Introduction-to-POSIX-shell.md (5563B)
- ---
- date: 2018-02-05
- layout: post
- title: Introduction to POSIX shell
- tags: [shell, instructional]
- ---
- What the heck is the POSIX shell anyway? Well, the POSIX (the Portable Operating
- System Interface) shell is the standard Unix shell - standard meaning it was
- formally defined and shipped in a published standard. This makes shell scripts
- written for it portable, something no other shell can lay claim to. The POSIX
- shell is basically a formalized version of the venerable Bourne shell, and on
- your system it lives at `/bin/sh`, unless you're one of the unlucky masses for
- whom this is a symlink to bash.
- ## Why use POSIX shell?
- The "Bourne Again shell", aka bash, is not standardized. Its grammar,
- features, and behavior aren't formally written up anywhere, and only one
- implementation of bash exists. Without a standard, bash is defined *by* its
- implementation. POSIX shell, on the other hand, has many competing
- implementations on many different operating systems - all of which are
- compatible with each other because they conform to the standard.
- Any shell that utilizes features specific to Bash are not portable, which means
- you cannot take them with you to any other system.
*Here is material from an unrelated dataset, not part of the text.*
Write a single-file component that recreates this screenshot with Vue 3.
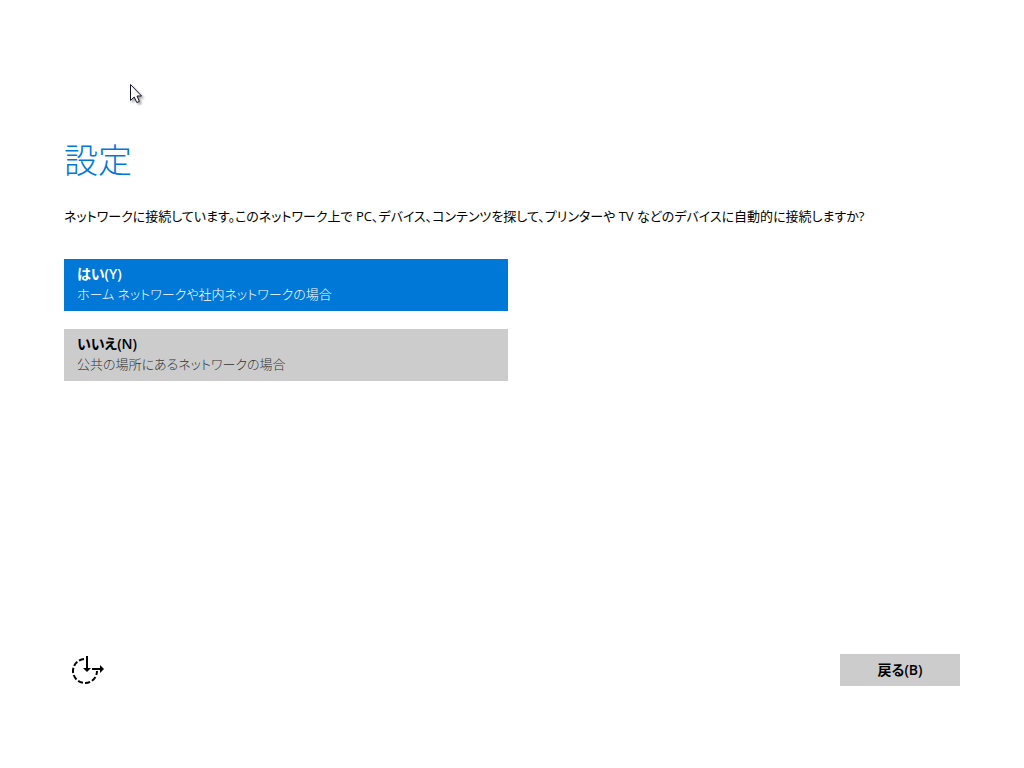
<script setup>
const choices = [
  { key: 'yes', label: 'はい(Y)', note: 'ホーム ネットワークや社内ネットワークの場合', accesskey: 'y' },
  { key: 'no', label: 'いいえ(N)', note: '公共の場所にあるネットワークの場合', accesskey: 'n' },
]
</script>

<template>
  <div class="setup" lang="ja">
    <main>
      <h1>設定</h1>
      <p class="question">ネットワークに接続しています。このネットワーク上で PC、デバイス、コンテンツを探して、プリンターや TV などのデバイスに自動的に接続しますか?</p>
      <div class="choices">
        <button v-for="c in choices" :key="c.key" type="button" class="choice" :class="c.key" :accesskey="c.accesskey">
          <span class="label">{{ c.label }}</span>
          <span class="note">{{ c.note }}</span>
        </button>
      </div>
    </main>
    <footer>
      <button type="button" class="ease" aria-label="簡単操作">
        <svg width="48" height="32" viewBox="0 0 48 32" aria-hidden="true">
          <g fill="none" stroke="#000" stroke-width="2">
            <path d="M20 5A12 12 0 1 0 33 17" stroke-dasharray="5.2 2.1" />
            <path d="M23 2V15M28 15H37" />
          </g>
          <path d="M19 14H27L23 18ZM36 11L40 15L36 19Z" />
        </svg>
      </button>
      <button type="button" class="back" accesskey="b">戻る(B)</button>
    </footer>
    <svg class="pointer" width="20" height="24" viewBox="0 0 20 24" aria-hidden="true">
      <path d="M1.5 1.5V17.5L5.2 14L7.8 19.5L10.4 18.4L8 13H12.5Z" fill="#fff" stroke="#101028" stroke-width="1" />
    </svg>
  </div>
</template>

<style>
body {
  background: #fff;
}
</style>

<style scoped>
.setup {
  position: relative;
  box-sizing: border-box;
  min-height: 100vh;
  padding: 136px 64px 82px;
  display: flex;
  flex-direction: column;
  justify-content: space-between;
  background: #fff;
  color: #000;
  font-family: "Open Sans", "Noto Sans CJK JP", sans-serif;
  font-size: 13px;
  line-height: 20px;
  font-feature-settings: "palt";
}
h1 {
  margin: 0;
  color: #0078d7;
  font-size: 34px;
  line-height: 48px;
  font-weight: 200;
}
.question {
  margin: 22px 0 0;
}
.choices {
  margin-top: 33px;
  display: flex;
  flex-direction: column;
  gap: 18px;
  width: 50%;
  max-width: 444px;
}
button {
  border: 0;
  border-radius: 0;
  background: #ccc;
  color: #000;
  font: inherit;
  font-feature-settings: inherit;
}
.choice {
  padding: 5px 13px 7px;
  text-align: left;
}
.choice span {
  display: block;
}
.label,
.back {
  font-size: 14px;
  font-weight: 600;
}
.note {
  font-weight: 300;
}
.yes {
  background: #0078d7;
  color: #fff;
}
.no .note {
  color: #333;
}
footer {
  display: flex;
  justify-content: space-between;
  align-items: center;
}
.ease {
  padding: 0;
  background: transparent;
}
.ease svg {
  display: block;
}
.back {
  width: 120px;
  padding: 6px 0;
}
.pointer {
  position: absolute;
  left: 129px;
  top: 83px;
  filter: drop-shadow(2px 2px 1px rgba(0, 0, 0, 0.35));
}
</style>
Many Linux-based systems do
- not use Bash or GNU coreutils. Outside of Linux, pretty much everyone but Hurd
- does *not* ship GNU tools, including bash[^1]. On any of these systems, scripts
- using "bashisms" will not work.
- This is bad if your users wish to utilize your software anywhere other than
- GNU/Linux. If your build tooling utilizes bashisms, your software will not build
- on anything but GNU/Linux. If you ship runtime scripts that use bashisms, your
- software will not *run* on anything but GNU/Linux. The case for sticking to
- POSIX shell in shipping software is compelling, but I argue that you should
- stick to POSIX shell for your personal scripts, too. You might not care now, but
- when you feel like flirting with other Unicies you'll thank me when all of your
- scripts work.
- One place where POSIX shell does *not* shine is for interactive use - a place
- where I think bash sucks, too. Any shell you want to use for your day-to-day
- command line work is okay in my book. I use fish. Use whatever you like
- interactively, but stick to POSIX sh for your scripts.
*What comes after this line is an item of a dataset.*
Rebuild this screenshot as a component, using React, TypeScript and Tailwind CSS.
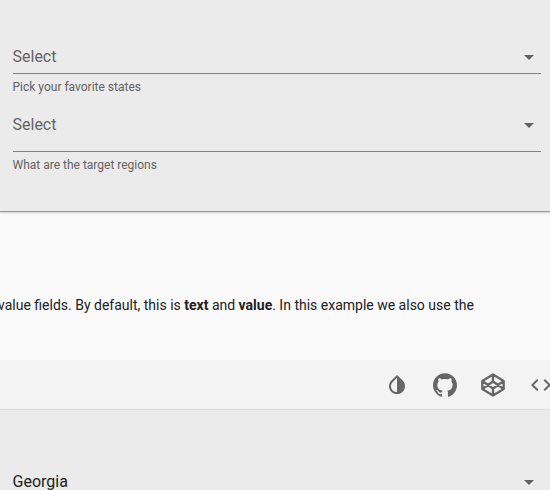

- ## How do I use POSIX shell?
- At the top of your scripts, put `#!/bin/sh`. You don't have to worry about using
- `env` here like you might have been trained to do with bash: `/bin/sh` is the
- standardized location for the POSIX shell, and any standards-conforming system
- will either put it there or make your script work anyway.[^2]
- The next step is to avoid bashisms. There are many, but here are a few that
- might trip you up:
- - `[[ condition ]]` does not work; use `[ condition ]`
- - Arrays do not work; [use IFS](http://pubs.opengroup.org/onlinepubs/9699919799/utilities/V3_chap02.html#tag_18_06_05)
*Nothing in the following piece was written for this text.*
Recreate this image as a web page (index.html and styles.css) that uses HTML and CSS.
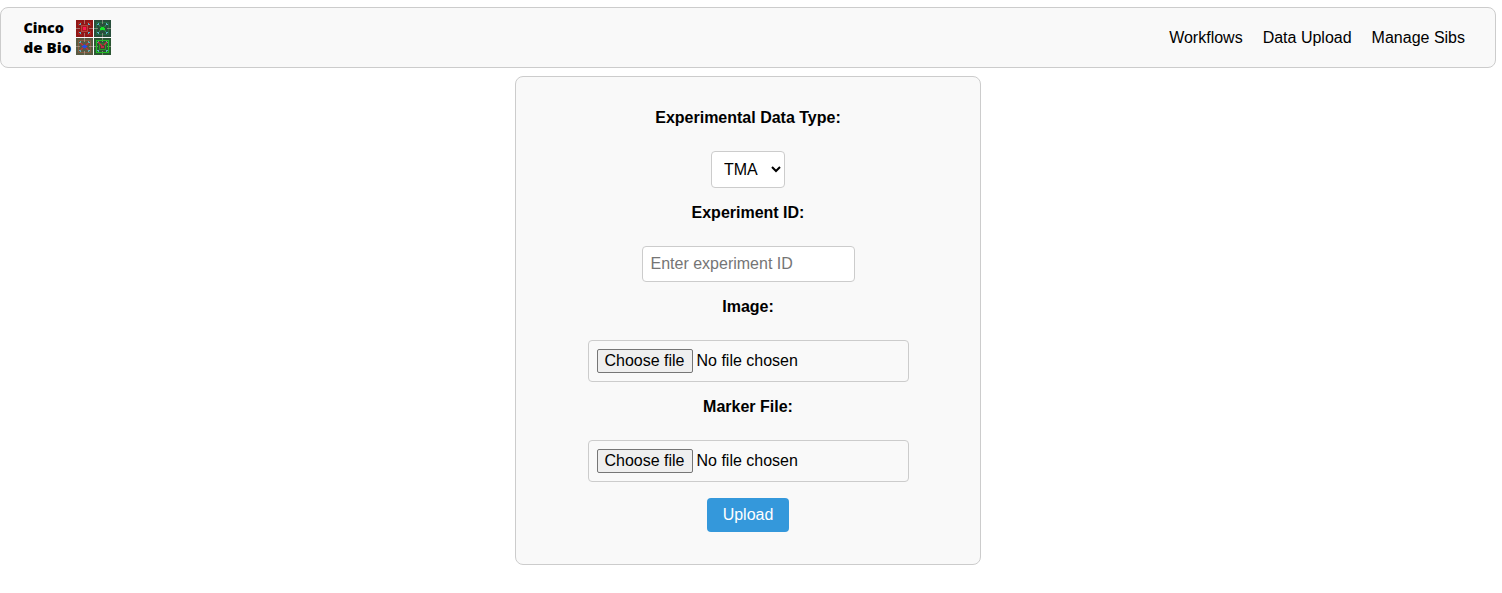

- - Local variables do not work; use a subshell
- The easiest way to learn about POSIX shell is to [read the
- standard](http://pubs.opengroup.org/onlinepubs/9699919799/utilities/V3_chap02.html) -
- it's not too dry and shorter than you think.
- ## Using standard coreutils
- The last step to writing portable scripts is to use portable tools. Your system
- may have GNU coreutils installed, which provides tools like `grep` and `cut`.
- Unfortunately, GNU has extended these tools with its own non-portable flags and
- tools. It's important that you avoid these.
- One dead giveaway of a non-portable flag is long flags, e.g. `grep --file=FILE`
- as opposed to `grep -f`. The POSIX standard only defines the `getopt` function -
- not the proprietary GNU `getopt_long` function that's used to interpret long
- options. As a result, no long flags are standardized. You might worry that this
- will make your scripts difficult to understand, but I think that on the whole it
- will not. Shell scripts are already pretty alien and require some knowledge to
- understand. Is knowledge of what the magic word `grep` means much different
- from knowledge of what `grep -E` means?
- I also like that short flags allow you to make more concise command lines. Which
- is better: `ps --all --format=user --without-tty`, or `ps -aux`? If you are
- inclined to think the former, do you also prefer `function(a, b, c) { return a +
- b + c; }` over `(a, b, c) => a + b + c`? Conciseness matters, and POSIX shell
- supports comments if necessary!
- Some tips for using short flags:
- - They can be collapsed: `cmd -a -b -c` is equivalent to `cmd -abc`
- - If they take additional arguments, either a space or no separation is
- acceptable: `cmd -f"hello world"` or `cmd -f "hello world"`
- A good reference for learning about standardized commands is, once again, [the
- standard](http://pubs.opengroup.org/onlinepubs/9699919799/). From this page,
- search for the command you want, or navigate through "Shell & Utilities" ->
- "Utilities" for a list. If you have `man-pages` installed, you will also find
- POSIX man pages installed on your system with the `p` postfix, such as `man 1p
- grep`. Note: at the time of writing, the POSIX man pages do not use dashes if
- your locale is UTF-8, which makes searching for flags with `/` difficult. Use
- `env LC_ALL=POSIX man 1p grep` if you need to search for flags, and I'll speak
- to the maintainer of man-pages about this.
- [^1]: A reader points out that macOS ships an ancient version of bash.
- [^2]: *2018-05-15 correction*: `#!/bin/sh` is unfortunately not standardized by POSIX. However, I still recommend its use, as most operating systems will place it there. The portable way to invoke shell scripts is `sh path/to/script`.